Problem description: Copy out each line exactly; pictures stay out of the copy.
[Begin]
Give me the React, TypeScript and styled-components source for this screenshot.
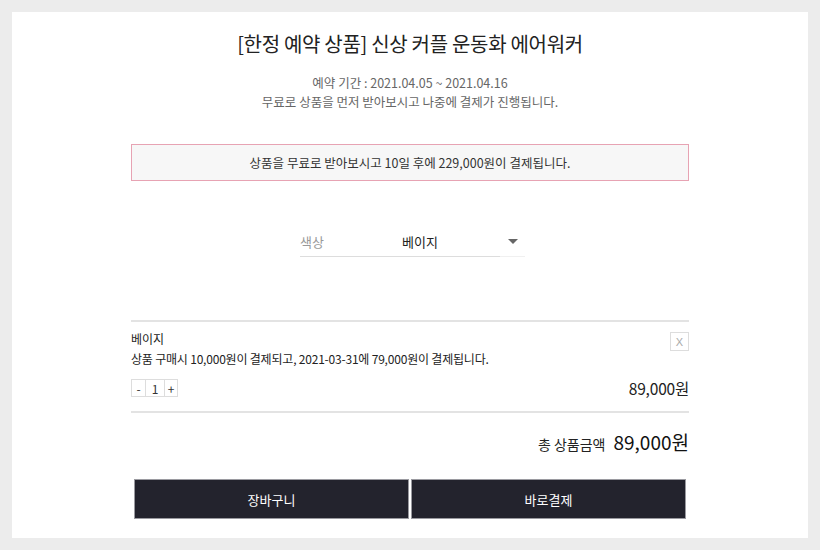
import React from "react";
import styled, { createGlobalStyle } from "styled-components";

const Global = createGlobalStyle`
  html, body { margin: 0; padding: 0; background: #ececec; }
  body { font-family: "Noto Sans CJK KR", "Noto Sans", sans-serif; color: #333; }
  * { box-sizing: border-box; }
`;

const Page = styled.div`
  width: 820px;
  height: 550px;
  padding: 12px;
  background: #ececec;
`;

const Panel = styled.div`
  width: 796px;
  height: 526px;
  background: #fff;
  padding: 17px 0 0;
  display: flex;
  flex-direction: column;
  align-items: center;
`;

const Title = styled.h1`
  margin: 0;
  font-size: 20px;
  line-height: 30px;
  font-weight: 400;
  color: #222;
  letter-spacing: -0.3px;
`;

const Sub = styled.p`
  margin: 14px 0 0;
  font-size: 12.5px;
  line-height: 19px;
  color: #666;
  text-align: center;
  font-weight: 400;
`;

const Notice = styled.div`
  margin-top: 33px;
  width: 558px;
  height: 37px;
  border: 1px solid #e7a3b3;
  background: #f7f7f7;
  display: flex;
  align-items: center;
  justify-content: center;
  font-size: 12.5px;
  color: #333;
`;

const SelectRow = styled.div`
  margin-top: 45px;
  margin-left: 5px;
  width: 225px;
  display: flex;
  height: 31px;
  font-size: 13px;
`;

const SelectLabel = styled.div`
  width: 100px;
  border-bottom: 1px solid #ddd;
  color: #999;
  display: flex;
  align-items: center;
`;

const SelectValue = styled.div`
  width: 100px;
  border-bottom: 1px solid #ddd;
  color: #222;
  display: flex;
  align-items: center;
  padding-left: 2px;
`;

const SelectArrow = styled.div`
  width: 25px;
  border-bottom: 1px solid #f0f0f0;
  display: flex;
  align-items: center;
  justify-content: center;
`;

const Item = styled.div`
  margin-top: 63px;
  width: 558px;
  border-top: 2px solid #e3e3e3;
  border-bottom: 2px solid #e3e3e3;
  padding: 7px 0 14px;
  position: relative;
`;

const ItemName = styled.div`
  font-size: 12px;
  line-height: 20px;
  color: #222;
`;

const ItemDesc = styled.div`
  font-size: 12px;
  letter-spacing: -0.2px;
  line-height: 20px;
  color: #222;
`;

const ItemFoot = styled.div`
  margin-top: 10px;
  display: flex;
  justify-content: space-between;
  align-items: center;
  height: 18px;
`;

const Qty = styled.div`
  display: flex;
  border: 1px solid #ddd;
  height: 18px;
`;

const QtyCell = styled.div<{ $w: number; $sep?: boolean }>`
  width: ${(p) => p.$w}px;
  display: flex;
  align-items: center;
  justify-content: center;
  font-size: 12px;
  color: #333;
  border-left: ${(p) => (p.$sep ? "1px solid #ddd" : "none")};
`;

const Price = styled.div`
  font-size: 15.5px;
  letter-spacing: -0.2px;
  color: #222;
`;

const Remove = styled.div`
  position: absolute;
  right: 0;
  top: 10px;
  width: 19px;
  height: 19px;
  border: 1px solid #ddd;
  display: flex;
  align-items: center;
  justify-content: center;
  font-size: 11px;
  color: #aaa;
  font-family: "Liberation Sans", sans-serif;
`;

const Total = styled.div`
  margin-top: 14px;
  width: 558px;
  display: flex;
  justify-content: flex-end;
  align-items: baseline;
  gap: 8px;
  line-height: 30px;
`;

const TotalLabel = styled.span`
  font-size: 14px;
  color: #222;
`;

const TotalValue = styled.span`
  font-size: 19px;
  color: #111;
`;

const Buttons = styled.div`
  margin-top: 20px;
  width: 552px;
  display: flex;
  gap: 2px;
`;

const Btn = styled.button`
  flex: 1;
  height: 40px;
  background: #23232d;
  border: 1px solid #9a9aa0;
  color: #fff;
  font-family: "Noto Sans CJK KR", sans-serif;
  font-size: 13px;
  cursor: pointer;
`;

export default function App() {
  return (
    <Page>
      <Global />
      <Panel>
        <Title>[한정 예약 상품] 신상 커플 운동화 에어워커</Title>
        <Sub>
          예약 기간 : 2021.04.05 ~ 2021.04.16
          <br />
          무료로 상품을 먼저 받아보시고 나중에 결제가 진행됩니다.
        </Sub>
        <Notice>상품을 무료로 받아보시고 10일 후에 229,000원이 결제됩니다.</Notice>
        <SelectRow>
          <SelectLabel>색상</SelectLabel>
          <SelectValue>베이지</SelectValue>
          <SelectArrow>
            <svg width="10" height="5" viewBox="0 0 10 5">
              <path d="M0 0 L10 0 L5 5 Z" fill="#666" />
            </svg>
          </SelectArrow>
        </SelectRow>
        <Item>
          <ItemName>베이지</ItemName>
          <ItemDesc>상품 구매시 10,000원이 결제되고, 2021-03-31에 79,000원이 결제됩니다.</ItemDesc>
          <ItemFoot>
            <Qty>
              <QtyCell $w={13}>-</QtyCell>
              <QtyCell $w={19} $sep>1</QtyCell>
              <QtyCell $w={13} $sep>+</QtyCell>
            </Qty>
            <Price>89,000원</Price>
          </ItemFoot>
          <Remove>X</Remove>
        </Item>
        <Total>
          <TotalLabel>총 상품금액</TotalLabel>
          <TotalValue>89,000원</TotalValue>
        </Total>
        <Buttons>
          <Btn>장바구니</Btn>
          <Btn>바로결제</Btn>
        </Buttons>
      </Panel>
    </Page>
  );
}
[End]
Task result:
Give me the React, TypeScript and styled-components source for this screenshot.
import React from "react";
import styled, { createGlobalStyle } from "styled-components";

const Global = createGlobalStyle`
  html, body { margin: 0; padding: 0; background: #ececec; }
  body { font-family: "Noto Sans CJK KR", "Noto Sans", sans-serif; color: #333; }
  * { box-sizing: border-box; }
`;

const Page = styled.div`
  width: 820px;
  height: 550px;
  padding: 12px;
  background: #ececec;
`;

const Panel = styled.div`
  width: 796px;
  height: 526px;
  background: #fff;
  padding: 17px 0 0;
  display: flex;
  flex-direction: column;
  align-items: center;
`;

const Title = styled.h1`
  margin: 0;
  font-size: 20px;
  line-height: 30px;
  font-weight: 400;
  color: #222;
  letter-spacing: -0.3px;
`;

const Sub = styled.p`
  margin: 14px 0 0;
  font-size: 12.5px;
  line-height: 19px;
  color: #666;
  text-align: center;
  font-weight: 400;
`;

const Notice = styled.div`
  margin-top: 33px;
  width: 558px;
  height: 37px;
  border: 1px solid #e7a3b3;
  background: #f7f7f7;
  display: flex;
  align-items: center;
  justify-content: center;
  font-size: 12.5px;
  color: #333;
`;

const SelectRow = styled.div`
  margin-top: 45px;
  margin-left: 5px;
  width: 225px;
  display: flex;
  height: 31px;
  font-size: 13px;
`;

const SelectLabel = styled.div`
  width: 100px;
  border-bottom: 1px solid #ddd;
  color: #999;
  display: flex;
  align-items: center;
`;

const SelectValue = styled.div`
  width: 100px;
  border-bottom: 1px solid #ddd;
  color: #222;
  display: flex;
  align-items: center;
  padding-left: 2px;
`;

const SelectArrow = styled.div`
  width: 25px;
  border-bottom: 1px solid #f0f0f0;
  display: flex;
  align-items: center;
  justify-content: center;
`;

const Item = styled.div`
  margin-top: 63px;
  width: 558px;
  border-top: 2px solid #e3e3e3;
  border-bottom: 2px solid #e3e3e3;
  padding: 7px 0 14px;
  position: relative;
`;

const ItemName = styled.div`
  font-size: 12px;
  line-height: 20px;
  color: #222;
`;

const ItemDesc = styled.div`
  font-size: 12px;
  letter-spacing: -0.2px;
  line-height: 20px;
  color: #222;
`;

const ItemFoot = styled.div`
  margin-top: 10px;
  display: flex;
  justify-content: space-between;
  align-items: center;
  height: 18px;
`;

const Qty = styled.div`
  display: flex;
  border: 1px solid #ddd;
  height: 18px;
`;

const QtyCell = styled.div<{ $w: number; $sep?: boolean }>`
  width: ${(p) => p.$w}px;
  display: flex;
  align-items: center;
  justify-content: center;
  font-size: 12px;
  color: #333;
  border-left: ${(p) => (p.$sep ? "1px solid #ddd" : "none")};
`;

const Price = styled.div`
  font-size: 15.5px;
  letter-spacing: -0.2px;
  color: #222;
`;

const Remove = styled.div`
  position: absolute;
  right: 0;
  top: 10px;
  width: 19px;
  height: 19px;
  border: 1px solid #ddd;
  display: flex;
  align-items: center;
  justify-content: center;
  font-size: 11px;
  color: #aaa;
  font-family: "Liberation Sans", sans-serif;
`;

const Total = styled.div`
  margin-top: 14px;
  width: 558px;
  display: flex;
  justify-content: flex-end;
  align-items: baseline;
  gap: 8px;
  line-height: 30px;
`;

const TotalLabel = styled.span`
  font-size: 14px;
  color: #222;
`;

const TotalValue = styled.span`
  font-size: 19px;
  color: #111;
`;

const Buttons = styled.div`
  margin-top: 20px;
  width: 552px;
  display: flex;
  gap: 2px;
`;

const Btn = styled.button`
  flex: 1;
  height: 40px;
  background: #23232d;
  border: 1px solid #9a9aa0;
  color: #fff;
  font-family: "Noto Sans CJK KR", sans-serif;
  font-size: 13px;
  cursor: pointer;
`;

export default function App() {
  return (
    <Page>
      <Global />
      <Panel>
        <Title>[한정 예약 상품] 신상 커플 운동화 에어워커</Title>
        <Sub>
          예약 기간 : 2021.04.05 ~ 2021.04.16
          <br />
          무료로 상품을 먼저 받아보시고 나중에 결제가 진행됩니다.
        </Sub>
        <Notice>상품을 무료로 받아보시고 10일 후에 229,000원이 결제됩니다.</Notice>
        <SelectRow>
          <SelectLabel>색상</SelectLabel>
          <SelectValue>베이지</SelectValue>
          <SelectArrow>
            <svg width="10" height="5" viewBox="0 0 10 5">
              <path d="M0 0 L10 0 L5 5 Z" fill="#666" />
            </svg>
          </SelectArrow>
        </SelectRow>
        <Item>
          <ItemName>베이지</ItemName>
          <ItemDesc>상품 구매시 10,000원이 결제되고, 2021-03-31에 79,000원이 결제됩니다.</ItemDesc>
          <ItemFoot>
            <Qty>
              <QtyCell $w={13}>-</QtyCell>
              <QtyCell $w={19} $sep>1</QtyCell>
              <QtyCell $w={13} $sep>+</QtyCell>
            </Qty>
            <Price>89,000원</Price>
          </ItemFoot>
          <Remove>X</Remove>
        </Item>
        <Total>
          <TotalLabel>총 상품금액</TotalLabel>
          <TotalValue>89,000원</TotalValue>
        </Total>
        <Buttons>
          <Btn>장바구니</Btn>
          <Btn>바로결제</Btn>
        </Buttons>
      </Panel>
    </Page>
  );
}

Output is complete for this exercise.